**DATA SECTION**
** begin **

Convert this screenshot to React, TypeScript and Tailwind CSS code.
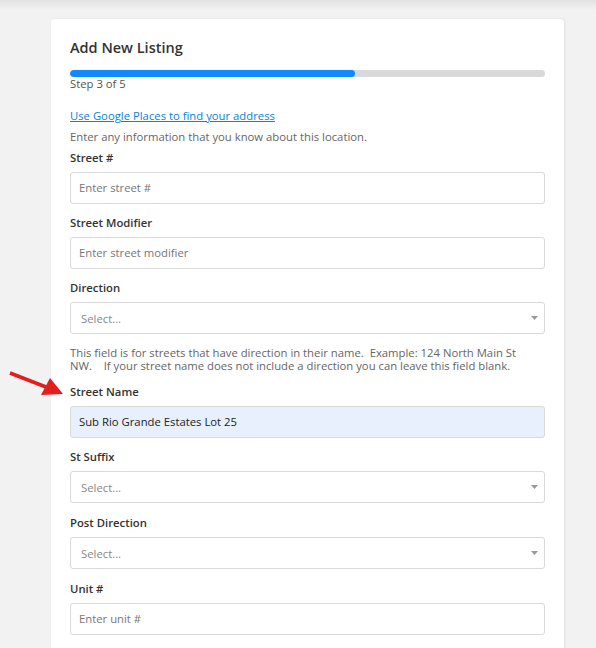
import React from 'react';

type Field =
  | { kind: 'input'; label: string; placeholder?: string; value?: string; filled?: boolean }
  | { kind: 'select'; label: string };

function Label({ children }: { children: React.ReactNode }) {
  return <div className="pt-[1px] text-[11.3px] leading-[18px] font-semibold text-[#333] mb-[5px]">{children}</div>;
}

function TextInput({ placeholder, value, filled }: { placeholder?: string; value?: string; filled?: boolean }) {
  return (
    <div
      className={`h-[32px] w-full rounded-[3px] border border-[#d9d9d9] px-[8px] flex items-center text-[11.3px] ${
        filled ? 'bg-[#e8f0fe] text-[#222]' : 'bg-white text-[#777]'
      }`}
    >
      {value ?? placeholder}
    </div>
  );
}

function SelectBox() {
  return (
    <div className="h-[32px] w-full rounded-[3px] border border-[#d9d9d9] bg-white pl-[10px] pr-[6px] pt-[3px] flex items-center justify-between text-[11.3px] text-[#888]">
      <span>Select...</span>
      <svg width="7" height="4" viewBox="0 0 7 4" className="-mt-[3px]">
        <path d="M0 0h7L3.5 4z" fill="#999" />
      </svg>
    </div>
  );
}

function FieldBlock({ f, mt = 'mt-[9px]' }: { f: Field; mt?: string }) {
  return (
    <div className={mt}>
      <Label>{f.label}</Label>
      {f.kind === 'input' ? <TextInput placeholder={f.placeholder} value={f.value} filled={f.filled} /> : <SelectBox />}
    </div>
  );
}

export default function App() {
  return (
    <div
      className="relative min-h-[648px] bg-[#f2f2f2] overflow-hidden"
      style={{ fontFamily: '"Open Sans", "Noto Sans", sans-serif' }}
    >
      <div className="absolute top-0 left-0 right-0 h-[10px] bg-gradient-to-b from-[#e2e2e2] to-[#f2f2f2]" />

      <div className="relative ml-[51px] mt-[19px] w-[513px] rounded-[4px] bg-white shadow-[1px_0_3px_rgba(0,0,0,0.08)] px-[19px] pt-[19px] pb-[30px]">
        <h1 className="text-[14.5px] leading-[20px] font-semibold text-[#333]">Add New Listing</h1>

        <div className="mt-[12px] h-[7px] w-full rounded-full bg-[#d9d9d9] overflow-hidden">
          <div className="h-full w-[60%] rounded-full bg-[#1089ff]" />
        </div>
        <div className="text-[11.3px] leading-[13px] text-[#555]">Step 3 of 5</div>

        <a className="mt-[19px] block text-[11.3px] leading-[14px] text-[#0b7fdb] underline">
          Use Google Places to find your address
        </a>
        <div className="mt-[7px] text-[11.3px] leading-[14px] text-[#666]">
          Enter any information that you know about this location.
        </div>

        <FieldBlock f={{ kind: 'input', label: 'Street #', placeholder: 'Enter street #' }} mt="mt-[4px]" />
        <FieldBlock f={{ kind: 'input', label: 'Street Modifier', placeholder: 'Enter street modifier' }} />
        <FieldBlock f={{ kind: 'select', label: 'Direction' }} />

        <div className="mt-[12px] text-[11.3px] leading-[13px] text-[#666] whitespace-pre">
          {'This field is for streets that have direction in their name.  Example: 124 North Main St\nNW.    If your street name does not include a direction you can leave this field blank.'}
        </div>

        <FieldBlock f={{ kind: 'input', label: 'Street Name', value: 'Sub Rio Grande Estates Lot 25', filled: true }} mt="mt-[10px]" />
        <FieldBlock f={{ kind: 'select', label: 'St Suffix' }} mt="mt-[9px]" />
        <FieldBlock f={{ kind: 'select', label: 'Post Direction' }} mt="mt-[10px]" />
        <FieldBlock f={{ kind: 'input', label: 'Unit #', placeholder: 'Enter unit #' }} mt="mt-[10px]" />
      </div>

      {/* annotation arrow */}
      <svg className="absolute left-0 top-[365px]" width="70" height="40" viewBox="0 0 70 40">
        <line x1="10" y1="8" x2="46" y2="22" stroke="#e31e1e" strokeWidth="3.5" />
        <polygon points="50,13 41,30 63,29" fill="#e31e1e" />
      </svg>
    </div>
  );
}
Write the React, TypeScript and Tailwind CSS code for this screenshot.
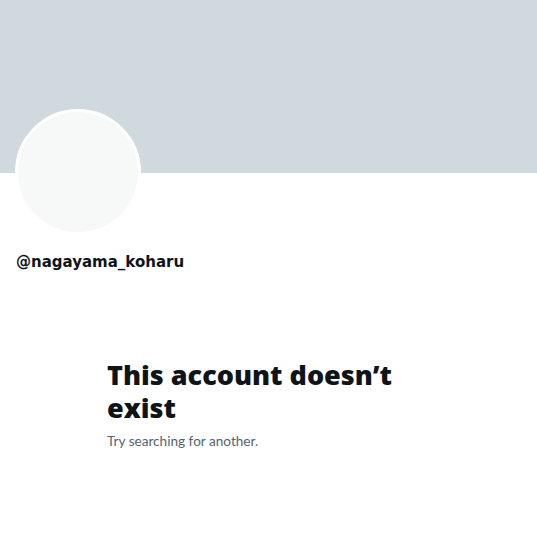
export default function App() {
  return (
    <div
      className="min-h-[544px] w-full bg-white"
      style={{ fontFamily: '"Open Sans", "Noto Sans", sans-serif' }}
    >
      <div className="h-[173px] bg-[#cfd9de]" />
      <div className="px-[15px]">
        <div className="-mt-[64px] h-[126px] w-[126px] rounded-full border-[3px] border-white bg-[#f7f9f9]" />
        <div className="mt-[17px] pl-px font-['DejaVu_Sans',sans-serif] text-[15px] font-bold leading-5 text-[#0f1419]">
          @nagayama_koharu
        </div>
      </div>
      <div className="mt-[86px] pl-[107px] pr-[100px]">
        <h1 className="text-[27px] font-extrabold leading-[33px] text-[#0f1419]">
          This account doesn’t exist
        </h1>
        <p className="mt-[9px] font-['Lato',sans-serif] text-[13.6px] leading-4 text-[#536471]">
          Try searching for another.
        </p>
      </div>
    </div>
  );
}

** end **

**TASK DESCRIPTION**
Repeat the material above word for word and skip every image in it.

**RESULT OF THE EXERCISE**
Convert this screenshot to React, TypeScript and Tailwind CSS code.
import React from 'react';

type Field =
  | { kind: 'input'; label: string; placeholder?: string; value?: string; filled?: boolean }
  | { kind: 'select'; label: string };

function Label({ children }: { children: React.ReactNode }) {
  return <div className="pt-[1px] text-[11.3px] leading-[18px] font-semibold text-[#333] mb-[5px]">{children}</div>;
}

function TextInput({ placeholder, value, filled }: { placeholder?: string; value?: string; filled?: boolean }) {
  return (
    <div
      className={`h-[32px] w-full rounded-[3px] border border-[#d9d9d9] px-[8px] flex items-center text-[11.3px] ${
        filled ? 'bg-[#e8f0fe] text-[#222]' : 'bg-white text-[#777]'
      }`}
    >
      {value ?? placeholder}
    </div>
  );
}

function SelectBox() {
  return (
    <div className="h-[32px] w-full rounded-[3px] border border-[#d9d9d9] bg-white pl-[10px] pr-[6px] pt-[3px] flex items-center justify-between text-[11.3px] text-[#888]">
      <span>Select...</span>
      <svg width="7" height="4" viewBox="0 0 7 4" className="-mt-[3px]">
        <path d="M0 0h7L3.5 4z" fill="#999" />
      </svg>
    </div>
  );
}

function FieldBlock({ f, mt = 'mt-[9px]' }: { f: Field; mt?: string }) {
  return (
    <div className={mt}>
      <Label>{f.label}</Label>
      {f.kind === 'input' ? <TextInput placeholder={f.placeholder} value={f.value} filled={f.filled} /> : <SelectBox />}
    </div>
  );
}

export default function App() {
  return (
    <div
      className="relative min-h-[648px] bg-[#f2f2f2] overflow-hidden"
      style={{ fontFamily: '"Open Sans", "Noto Sans", sans-serif' }}
    >
      <div className="absolute top-0 left-0 right-0 h-[10px] bg-gradient-to-b from-[#e2e2e2] to-[#f2f2f2]" />

      <div className="relative ml-[51px] mt-[19px] w-[513px] rounded-[4px] bg-white shadow-[1px_0_3px_rgba(0,0,0,0.08)] px-[19px] pt-[19px] pb-[30px]">
        <h1 className="text-[14.5px] leading-[20px] font-semibold text-[#333]">Add New Listing</h1>

        <div className="mt-[12px] h-[7px] w-full rounded-full bg-[#d9d9d9] overflow-hidden">
          <div className="h-full w-[60%] rounded-full bg-[#1089ff]" />
        </div>
        <div className="text-[11.3px] leading-[13px] text-[#555]">Step 3 of 5</div>

        <a className="mt-[19px] block text-[11.3px] leading-[14px] text-[#0b7fdb] underline">
          Use Google Places to find your address
        </a>
        <div className="mt-[7px] text-[11.3px] leading-[14px] text-[#666]">
          Enter any information that you know about this location.
        </div>

        <FieldBlock f={{ kind: 'input', label: 'Street #', placeholder: 'Enter street #' }} mt="mt-[4px]" />
        <FieldBlock f={{ kind: 'input', label: 'Street Modifier', placeholder: 'Enter street modifier' }} />
        <FieldBlock f={{ kind: 'select', label: 'Direction' }} />

        <div className="mt-[12px] text-[11.3px] leading-[13px] text-[#666] whitespace-pre">
          {'This field is for streets that have direction in their name.  Example: 124 North Main St\nNW.    If your street name does not include a direction you can leave this field blank.'}
        </div>

        <FieldBlock f={{ kind: 'input', label: 'Street Name', value: 'Sub Rio Grande Estates Lot 25', filled: true }} mt="mt-[10px]" />
        <FieldBlock f={{ kind: 'select', label: 'St Suffix' }} mt="mt-[9px]" />
        <FieldBlock f={{ kind: 'select', label: 'Post Direction' }} mt="mt-[10px]" />
        <FieldBlock f={{ kind: 'input', label: 'Unit #', placeholder: 'Enter unit #' }} mt="mt-[10px]" />
      </div>

      {/* annotation arrow */}
      <svg className="absolute left-0 top-[365px]" width="70" height="40" viewBox="0 0 70 40">
        <line x1="10" y1="8" x2="46" y2="22" stroke="#e31e1e" strokeWidth="3.5" />
        <polygon points="50,13 41,30 63,29" fill="#e31e1e" />
      </svg>
    </div>
  );
}
Write the React, TypeScript and Tailwind CSS code for this screenshot.
export default function App() {
  return (
    <div
      className="min-h-[544px] w-full bg-white"
      style={{ fontFamily: '"Open Sans", "Noto Sans", sans-serif' }}
    >
      <div className="h-[173px] bg-[#cfd9de]" />
      <div className="px-[15px]">
        <div className="-mt-[64px] h-[126px] w-[126px] rounded-full border-[3px] border-white bg-[#f7f9f9]" />
        <div className="mt-[17px] pl-px font-['DejaVu_Sans',sans-serif] text-[15px] font-bold leading-5 text-[#0f1419]">
          @nagayama_koharu
        </div>
      </div>
      <div className="mt-[86px] pl-[107px] pr-[100px]">
        <h1 className="text-[27px] font-extrabold leading-[33px] text-[#0f1419]">
          This account doesn’t exist
        </h1>
        <p className="mt-[9px] font-['Lato',sans-serif] text-[13.6px] leading-4 text-[#536471]">
          Try searching for another.
        </p>
      </div>
    </div>
  );
}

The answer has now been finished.